Heart health is a big issue in Northern Ireland, with 39% of all adult deaths caused by chest, heart or stroke conditions and 11% of the population living with these conditions.
With obesity on the increase, a fruit and vegetable intake lower than anywhere else in the UK and our lack of exercise, these figures are unlikely to get better any time soon.
The good news is that we can turn this around, by making some simple change to our diet and lifestyle, for the good of our heart.
- Eat more fat – it is well known that omega 3 rich oily fish like salmon, mackerel, herring, trout and sardines are great for our cardiovascular system. Aim for 3 x week. Avocados, nuts, seeds, olive oil are good choices too.
- Cut the trans fats. Never cook with vegetable oil, as the high temperature causes damage to these delicate oils, creating hydrogenated, or trans fats, which have been linked to high LDL (bad) cholesterol and reduced HDL (good) cholesterol. Trans fats are found in baked goods, crisps, chips, fried foods and margarines. The best oil for cooking is coconut oil, which is stable at high temperatures and less prone to damage. Coconut oil has also been shown to increase the protective HDL cholesterol and reduce LDL.
- 7 a day. Aim to eat at least 4 portions of vegetables and a couple of pieces of fruit every day and include as many different colours as you can. packed with fibre, magnesium, potassium and folic acid, vegetables and fruit are essential ingredients of any heart health diet.

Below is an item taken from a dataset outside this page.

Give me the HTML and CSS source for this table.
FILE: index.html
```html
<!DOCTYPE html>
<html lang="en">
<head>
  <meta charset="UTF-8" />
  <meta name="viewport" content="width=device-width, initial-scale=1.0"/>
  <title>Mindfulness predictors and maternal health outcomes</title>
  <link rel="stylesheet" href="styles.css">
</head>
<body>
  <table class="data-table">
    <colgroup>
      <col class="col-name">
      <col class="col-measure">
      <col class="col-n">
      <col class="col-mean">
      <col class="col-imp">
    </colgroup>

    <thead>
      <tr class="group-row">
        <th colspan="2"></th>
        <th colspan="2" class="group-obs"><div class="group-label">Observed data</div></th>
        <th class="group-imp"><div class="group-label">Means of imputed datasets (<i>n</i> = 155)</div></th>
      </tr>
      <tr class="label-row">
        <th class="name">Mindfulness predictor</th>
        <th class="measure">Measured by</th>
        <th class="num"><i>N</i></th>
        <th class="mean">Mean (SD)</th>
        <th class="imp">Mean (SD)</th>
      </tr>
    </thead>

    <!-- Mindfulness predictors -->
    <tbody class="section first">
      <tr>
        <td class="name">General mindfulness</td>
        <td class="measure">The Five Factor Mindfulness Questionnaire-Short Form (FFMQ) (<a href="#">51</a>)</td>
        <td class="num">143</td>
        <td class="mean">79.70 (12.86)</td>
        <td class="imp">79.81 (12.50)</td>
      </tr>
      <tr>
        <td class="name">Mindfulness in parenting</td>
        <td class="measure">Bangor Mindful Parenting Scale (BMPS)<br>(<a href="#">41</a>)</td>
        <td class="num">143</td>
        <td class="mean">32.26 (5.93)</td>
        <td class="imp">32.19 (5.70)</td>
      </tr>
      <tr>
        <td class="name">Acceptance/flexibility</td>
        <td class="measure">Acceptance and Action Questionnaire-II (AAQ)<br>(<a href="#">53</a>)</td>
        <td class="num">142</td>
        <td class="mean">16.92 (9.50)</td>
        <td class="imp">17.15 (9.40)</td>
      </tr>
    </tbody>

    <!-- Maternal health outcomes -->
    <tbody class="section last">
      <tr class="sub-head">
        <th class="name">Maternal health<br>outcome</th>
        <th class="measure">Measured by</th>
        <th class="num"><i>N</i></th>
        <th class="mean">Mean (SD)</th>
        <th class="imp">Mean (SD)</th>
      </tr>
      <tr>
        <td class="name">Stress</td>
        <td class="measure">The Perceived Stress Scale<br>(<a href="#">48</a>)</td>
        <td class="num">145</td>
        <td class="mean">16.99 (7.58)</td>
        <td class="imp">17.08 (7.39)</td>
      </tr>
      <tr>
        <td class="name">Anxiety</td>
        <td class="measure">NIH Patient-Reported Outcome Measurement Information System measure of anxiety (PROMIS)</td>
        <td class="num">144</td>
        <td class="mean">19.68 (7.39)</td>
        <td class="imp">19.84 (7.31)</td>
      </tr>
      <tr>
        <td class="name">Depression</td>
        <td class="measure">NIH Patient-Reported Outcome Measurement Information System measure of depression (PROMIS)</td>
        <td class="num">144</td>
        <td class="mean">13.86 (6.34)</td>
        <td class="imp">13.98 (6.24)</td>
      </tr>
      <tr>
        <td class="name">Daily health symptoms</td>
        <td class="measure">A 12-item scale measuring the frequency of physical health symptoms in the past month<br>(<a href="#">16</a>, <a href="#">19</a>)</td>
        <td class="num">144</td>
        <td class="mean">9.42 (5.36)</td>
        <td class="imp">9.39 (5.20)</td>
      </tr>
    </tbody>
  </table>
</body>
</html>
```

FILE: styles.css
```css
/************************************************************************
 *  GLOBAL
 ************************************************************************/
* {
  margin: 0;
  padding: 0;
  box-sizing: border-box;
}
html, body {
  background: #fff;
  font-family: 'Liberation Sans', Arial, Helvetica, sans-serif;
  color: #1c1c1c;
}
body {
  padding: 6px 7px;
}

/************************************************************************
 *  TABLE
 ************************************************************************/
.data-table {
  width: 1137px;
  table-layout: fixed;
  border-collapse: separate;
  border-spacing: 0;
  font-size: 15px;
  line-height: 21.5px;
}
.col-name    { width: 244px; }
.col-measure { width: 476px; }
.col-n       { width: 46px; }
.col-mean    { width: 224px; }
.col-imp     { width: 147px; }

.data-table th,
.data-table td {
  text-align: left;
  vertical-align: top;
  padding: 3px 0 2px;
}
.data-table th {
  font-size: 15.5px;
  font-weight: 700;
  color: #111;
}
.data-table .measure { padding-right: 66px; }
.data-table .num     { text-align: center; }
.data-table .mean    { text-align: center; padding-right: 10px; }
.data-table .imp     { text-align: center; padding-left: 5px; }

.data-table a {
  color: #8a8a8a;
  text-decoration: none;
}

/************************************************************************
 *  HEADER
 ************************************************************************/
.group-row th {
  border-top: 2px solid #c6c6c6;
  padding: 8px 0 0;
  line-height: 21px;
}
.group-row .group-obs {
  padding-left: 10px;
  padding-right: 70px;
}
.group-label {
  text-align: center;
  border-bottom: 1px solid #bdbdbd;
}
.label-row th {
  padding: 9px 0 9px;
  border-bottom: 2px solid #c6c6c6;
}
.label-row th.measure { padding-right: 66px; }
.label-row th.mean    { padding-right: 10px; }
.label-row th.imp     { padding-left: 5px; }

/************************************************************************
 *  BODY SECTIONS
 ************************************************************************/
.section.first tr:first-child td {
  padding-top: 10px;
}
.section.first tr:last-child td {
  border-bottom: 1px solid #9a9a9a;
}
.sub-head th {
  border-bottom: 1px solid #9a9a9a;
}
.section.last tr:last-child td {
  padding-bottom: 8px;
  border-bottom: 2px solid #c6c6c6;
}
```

- Oats contain an ingredient called beta glucans, which help balance cholesterol and triglycerides. So get your oats with porridge or oatcakes every day.
- Include 1-2 tablespoonfuls of flaxseeds every day to help reduce cholesterol. Add to porridge, soups, yoghurt or smoothies.
- Walnuts and almonds also seems o be protective for heart health, so have a handful as a snack.
- Herbs and spices like garlic, turmeric, ginger and rosemary are a great addition your health heart diet and may have therapeutic effects.
- Eat a Mediterranean diet – packed with oily fish, olive oil (as dressings and drizzles, not for cooking!), plenty of fresh fruit and vegetables, pulses and wholegrains and a little red wine in moderation of course!
- Regular exercise improves blood flow, brings more oxygen to cells, helps blood sugar balance and aids stress management, so get moving!
- Stress reduction in whatever form is best for you is essential to balance the stresses of daily life. Meditation, tai chi, a walk in the park, reading a book or doing something creative like knitting, painting or crochet can all help you unwind and relax.